Asse a abóbora picada em pedaços médios embalada em papel alumínio, a 220° por 40 minutos. Tire da embalagem, amasse grosseiramente. Refogue a cebola em azeite até ficar transparente, adicione a abóbora, espere esfriar um pouco. Incorpore a abóbora amassada com o trigo já espremido, acrescente uma xícara de hortelã picada, sal e pimenta do reino. Reserve. Refogue o alho poró em azeite, adicione as amêndoas, reserve. Misture o queijo grosseiramente com as nozes, reserve.
Em uma forma refratária untada com azeite, coloque metade da mistura do quibe, cubra com o queijo com nozes, espalhe o alho poró com as amêndoas, e complete com o resto do quibe. Corte losangos ou retângulos sobre a superfície, passe um fio de azeite e leve ao forno a 240° por 20 minutos. 

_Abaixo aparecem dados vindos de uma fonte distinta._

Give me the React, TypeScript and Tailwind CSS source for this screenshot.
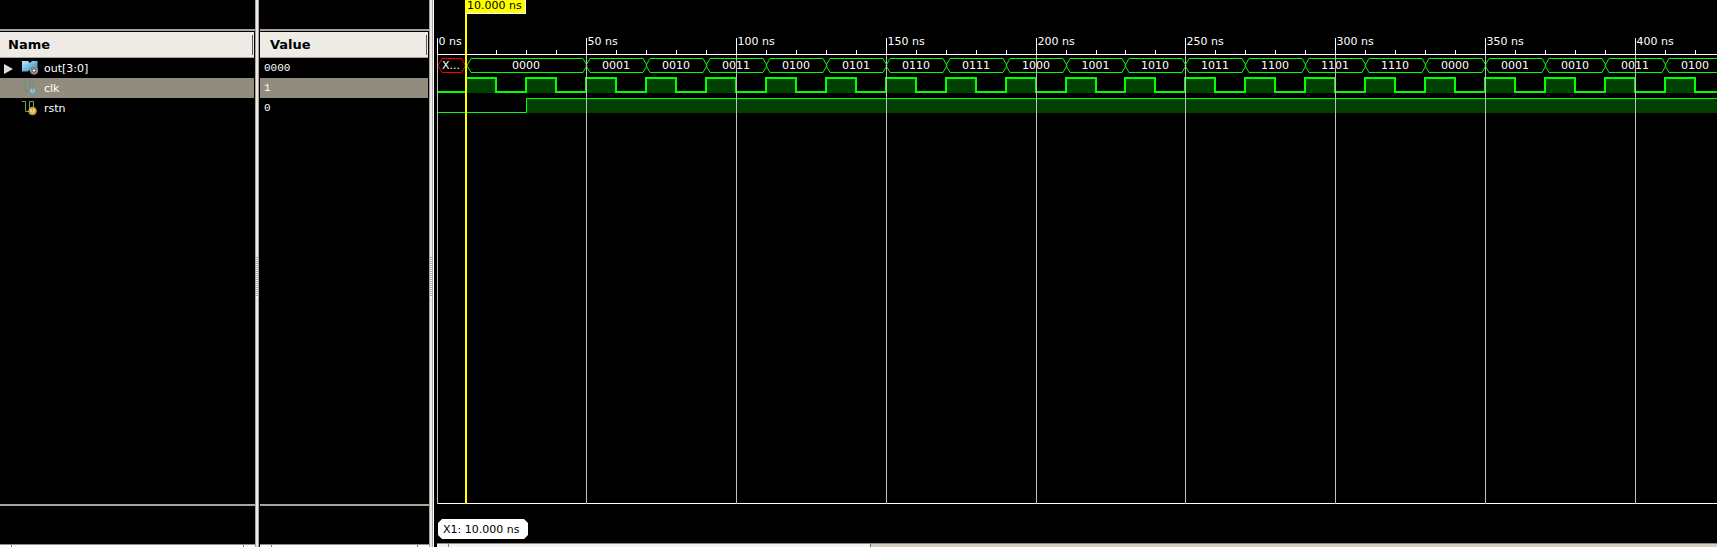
import React from "react";

const S = 29.965;
const px = (t: number) => Math.round(436.3 + S * t);
const buses = ["0001", "0010", "0011", "0100", "0101", "0110", "0111", "1000", "1001", "1010", "1011", "1100", "1101", "1110", "0000", "0001", "0010", "0011", "0100"];
const G = "#00ff00";

function hex(a: number, b: number) {
  return `M${a - 0.5} 65.5L${a + 3.5} 58.5H${b - 3.5}L${b + 0.5} 65.5L${b - 3.5} 72.5H${a + 3.5}Z`;
}

function Waves() {
  const ticks = Array.from({ length: 43 }, (_, i) => i);
  let clk = `M437 92H${px(1)}`;
  for (let t = 1; t < 43; t += 2) clk += `V78H${px(t + 1)}V92H${px(t + 2)}`;
  return (
    <svg width="1280" height="547" viewBox="437 0 1280 547" className="block shrink-0 font-['DejaVu_Sans',sans-serif]" fontSize="11" fill="#fff">
      <g shapeRendering="crispEdges">
        {ticks.filter((t) => t % 2 === 1).map((t) => (
          <rect key={t} x={px(t)} y="78" width={px(t + 1) - px(t)} height="15" fill="#004000" />
        ))}
        <rect x="526" y="98" width="1191" height="15" fill="#004000" />
        <rect x="437" y="54" width="1280" height="1" />
        <rect x="437" y="503" width="1280" height="1" />
        {ticks.filter((t) => t % 5 !== 0).map((t) => (
          <rect key={t} x={px(t)} y="50" width="1" height="4" />
        ))}
      </g>
      <g fill="none" stroke={G}>
        <path d={hex(438.5, 465)} stroke="#ff0000" />
        <path d={hex(467.5, 586.5)} />
        {buses.map((_, i) => <path key={i} d={hex(px(5 + 2 * i) + 0.5, px(7 + 2 * i) + 0.5)} />)}
        <path d={clk} strokeWidth="2" />
        <path d="M437 112.5H526.5V98.5H1717" />
      </g>
      <text x="442" y="69">X...</text>
      <text x="526" y="69" textAnchor="middle">0000</text>
      {buses.map((b, i) => <text key={i} x={(px(5 + 2 * i) + px(7 + 2 * i)) / 2} y="69" textAnchor="middle">{b}</text>)}
      {[0, 5, 10, 15, 20, 25, 30, 35, 40].map((t) => (
        <g key={t}>
          <rect x={t ? px(t) : 437} y="38" width="1" height="17" />
          <rect x={t ? px(t) : 437} y="55" width="1" height="449" fill="#c0c0c0" />
          <text x={(t ? px(t) : 437) + 1.5} y="45">{t * 10} ns</text>
        </g>
      ))}
      <rect x="465" y="0" width="2" height="504" fill="#ffff00" />
      <rect x="465" y="0" width="61" height="14" fill="#fff" />
      <rect x="465" y="0" width="60" height="13" fill="#ffff00" />
      <text x="467" y="9" fill="#000">10.000 ns</text>
      <path d="M442 519H524L528 523V535L524 539H442L438 535V523Z" />
      <text x="443" y="533" fill="#000">X1: 10.000 ns</text>
      <rect x="437" y="543" width="1280" height="1" fill="#8e887e" />
      <rect x="437" y="544" width="433" height="3" fill="#f5f3ef" />
      <rect x="448" y="544" width="1" height="3" fill="#8e887e" />
      <rect x="870" y="544" width="1" height="3" fill="#77716a" />
      <rect x="871" y="544" width="846" height="3" fill="#d5cdc2" />
    </svg>
  );
}

function BusIcon() {
  return (
    <svg width="18" height="18" viewBox="0 0 18 18" className="block">
      <defs><linearGradient id="bus" x2="1" y2="1"><stop stopColor="#c5e8fb" /><stop offset="1" stopColor="#1784cc" /></linearGradient></defs>
      <path d="M0 2H6L8 4L10 2H15.5V12.5H9L7.5 11L6 12.5H0Z" fill="url(#bus)" />
      <circle cx="12" cy="11.5" r="3.8" fill="#444" stroke="#999" />
      <circle cx="12" cy="11.5" r="2.6" fill="none" stroke="#ccc" strokeWidth="0.7" />
      <path d="M10.5 11.5H13.5M12 10V13" stroke="#fff" />
    </svg>
  );
}

function SignalIcon({ dim = false }: { dim?: boolean }) {
  return (
    <svg width="18" height="18" viewBox="0 0 18 18" className="block">
      <path d="M0 2.5H3.5V12.5H7.5V2.5H11.5V8" fill="none" stroke={dim ? "#639078" : "#70a552"} />
      <circle cx="10.5" cy="12" r="3.8" fill={dim ? "#789eac" : "#dfa920"} stroke={dim ? "#719199" : "#b3a173"} />
      <path d="M9 10V12.2Q9 13.3 10.5 13.3Q12 13.3 12 12.2V10" fill="none" stroke={dim ? "#c8dada" : "#fff7d8"} />
    </svg>
  );
}

function Splitter({ className }: { className: string }) {
  return (
    <div className={`flex h-full shrink-0 items-center justify-center border-x border-[#aaa49e] bg-[#eee8e6] pt-[7px] ${className}`}>
      <div className="h-10 w-0.5 bg-[repeating-linear-gradient(#aaa49e_0px_1px,#fff_1px_2px)]" />
    </div>
  );
}

function Panel({ title, children, className, value = false }: { title: string; children: React.ReactNode; className: string; value?: boolean }) {
  return (
    <section className={`flex h-full shrink-0 flex-col ${className}`}>
      <div className="-mr-px h-[31px] shrink-0 border-b-2 border-[#aaa3a1]" />
      <header className={`mt-px flex h-[26px] shrink-0 items-center justify-between border-b border-[#aaa59c] bg-[#eeebe7] pr-px text-[13px] font-bold text-black ${value ? "pl-[10px]" : "pl-2"}`}>
        <span>{title}</span><span className="h-5 w-px bg-[#555]" />
      </header>
      <div className="grow">{children}</div>
      <div className="-mr-px h-10 shrink-0 border-t-2 border-[#aaa59c]" />
      <div className="-mr-px flex h-[3px] shrink-0 justify-between border-t border-[#938d84] bg-white px-[11px]"><i className="w-px bg-[#777]" /><i className="w-px bg-[#777]" /></div>
    </section>
  );
}

export default function App() {
  return (
    <main className="flex h-[547px] w-[1717px] overflow-hidden bg-black font-['DejaVu_Sans',sans-serif] text-[11px] text-white">
      <Panel title="Name" className="w-[254px]">
        <div className="flex h-5 items-center pl-1 pt-0.5"><svg width="9" height="12" viewBox="0 0 9 12"><path d="M0 1L9 6L0 11Z" fill="#ddd" /></svg><span className="mb-0.5 ml-[9px] mr-1"><BusIcon /></span>out[3:0]</div>
        <div className="flex h-5 items-center bg-[#918c7d] pl-[22px] pt-0.5"><span className="mb-0.5"><SignalIcon dim /></span><span className="ml-1">clk</span></div>
        <div className="flex h-5 items-center pl-[22px] pt-0.5"><span className="mb-0.5"><SignalIcon /></span><span className="ml-1">rstn</span></div>
      </Panel>
      <Splitter className="ml-px w-1" />
      <Panel title="Value" value className="ml-px w-[168px]">
        <div className="h-5 pl-1 font-['Liberation_Mono',monospace] leading-[21px]">0000</div>
        <div className="h-5 bg-[#918c7d] pl-1 font-['Liberation_Mono',monospace] leading-[21px]">1</div>
        <div className="h-5 pl-1 font-['Liberation_Mono',monospace] leading-[21px]">0</div>
      </Panel>
      <Splitter className="ml-px w-1" />
      <div className="mr-[3px] w-px bg-white" />
      <Waves />
    </main>
  );
}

segunda-feira, 4 de novembro de 2013

ícaro e o bambu

Pensava no mito de Ícaro e Dédalo enquanto observava em meu jardim um bambu que nascera espontaneamente e crescia de forma absolutamente vertiginosa e rápida. Dédalo e seu filho Ícaro foram encarcerados no labirinto do Minotauro; para sua fuga, Dédalo construiu asas feitas de cera do mel de abelhas e penas de gaivotas, alertando o filho de que caso se dirigisse muito para o alto, o calor do sol poderia derreter suas asas - e se se dirigisse ao mar, suas asas poderiam ficar mais pesadas. No entanto, Ícaro não ouviu os conselhos do pai e, tomado pelo desejo de voar em direção ao sol, acabou despencando do azul celeste em direção ao mar Egeu. Uma parábola sobre como a sede do conhecimento pode nos levar a caminhos - ou finais, no caso - inesperados. Serve também para ilustrar o eterno desejo da juventude de ignorar os conselhos familiares e trilhar sua própria história. Ou para mostrar que nossos desejos têm limites - e que, quando os ultrapassamos, estamos sujeitos a leis maiores. 
Mas voltando ao jardim de casa - um brotinho nascera ao lado do bambu que tenho ao lado esquerdo da porta do terraço. E - juro - em pouco mais de 10 dias, alcançava aproximadamente 2,5 metros. Enquanto escrevo isto, ele já está próximo aos 4 metros de altura, 15 dias depois de ter sido oficialmente notado, à época com 5?10 centímetros. Questionando um amigo paisagista, descobri que este é um "filhote" do bambu, e que não nasceria com o mesmo desenho do outro, torto e espalhado, mas provavelmente mais retilíneo e verticalizado. E que, caso eu não o cortasse bem cedo, provavelmente causaria a morte de seu "pai" - e isto era visível, pois enquanto ele cresce seu par parece definhar, com o tronco menos verde e perdendo as folhas, a despeito de meus esforços para mantê-lo vivo e saudável. Este bambu filhote procura os céus desesperadamente como Ícaro em sua fuga - esta era a ligação que eu fazia quando no jardim. 


O vinho branco estava perfeito - um Sauvignon Blanc chileno, o sol estava começando a dar sinais de ir embora prematuramente às quatro da tarde deste horário de verão, e eu a fazer relações entre o bambu patricida, Dédalo, Ícaro e todas as suas interpretações. 
Não cheguei a nenhuma conclusão, mas desci para a cozinha e fiz uma salada grega. Fácil, mediterrânea, fresca e rápida, ainda deu para ver o dia acabar, junto a mitos e um bambu que não para de crescer. 


Salada grega
1 pepino japonês com casca
2 tomates não muito maduros
1/4 de pimentão amarelo
1/4 de pimentão vermelho
1 cebola roda em fatias
10 azeitonas pretas
4 fatias de queijo feta
oregano fresco
sal / pimenta do reino
azeite 
suco de meio limão

misture o limão com azeite e oregano fresco. reserve. 
corte os tomates sem sementes, o pepino e os pimentões em pedaços parecidos. misture, adicione as cebolas, as azeitonas sem caroço (por favor...não vai ficar bem alguém quebrando um dente depois desta história toda de Grécia, mitologia, botânica, psicologia e por aí vai...) o queijo e a mistura de azeite. Mexa o suficiente para incorporar os elementos, coloque a pimenta do reino e sal a gosto.